Companies in our Tortoise Portfolio tend to be mature, relatively slow-growing, and have moderate to low risk; here’s a look at three favorite ideas in the portfolio, suggests Matthew Coffina of Morningstar FundInvestor.

Berkshire Hathaway (BRK-B)

Berkshire seems to be persistently undervalued, perhaps because of investors’ aversion to conglomerates or concerns about Warren Buffett’s longevity.

On the first point, I like the safety that comes from such broad diversification, and Berkshire has a unique ability to redirect capital from subsidiaries with deteriorating competitive positions to those with expanding moats.

On the second point, between decentralized management and a detailed succession plan, I doubt there will be a major shift in strategy when Buffett is gone.

Our $150 fair value estimate is based entirely on the value of Berkshire’s existing subsidiaries. While I think management will continue to create value through new investments, this isn’t necessary for Berkshire to be a worthwhile holding. The stock remains a top pick for new money.

Philip Morris International (PM)

This year and last have been some of the toughest in Philip Morris’ long history because of increasing regulation, growth in illicit trade, competitive challenges, economic weakness in key markets, and severe currency headwinds.

Volumes will probably shrink going forward, and there’s no doubt that PM’s growth profile is now more Tortoise than Hare.

However, Philip Morris also enjoys incredible pricing power and abundant free cash flows, which should keep the dividend safe and growing.

Thanks to a 4.5% yield and mid- to high-single-digit EPS growth, annual total returns of 10% or better still seem likely. This is another favorite for new money.
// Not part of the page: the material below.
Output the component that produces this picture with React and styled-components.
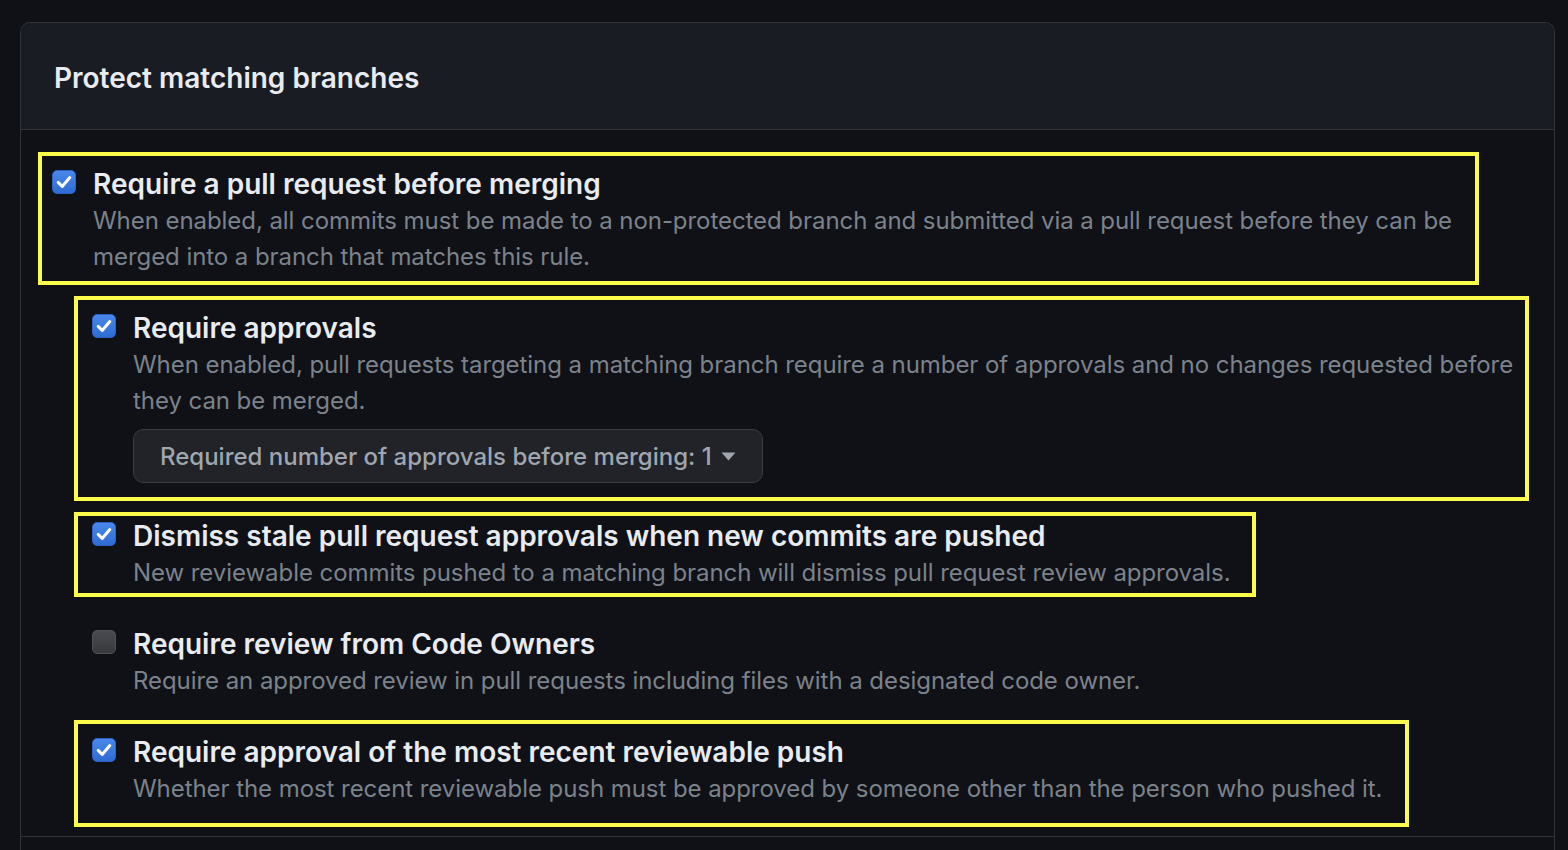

Enterprise Products Partners (EPD)

Enterprise has capitalized on the boom in domestic oil and gas production by building out its integrated network of midstream infrastructure.

However, in contrast to most peers, Enterprise hasn’t accelerated distribution growth to match cash flow growth—instead choosing to retain excess cash for reinvestment.

This has enabled Enterprise’s distribution coverage ratio to reach about 1.6, which is almost unheard of for a master limited partnership.

Enterprise now has one of the safest distributions in the industry, and it should be able to sustain 6% annual distribution hikes for a long time to come.

This is just the kind of conservatism and long-term focus I prize in the Tortoise, and I would jump at the chance to add to our stake even at a modest discount to Morningstar’s fair value estimate.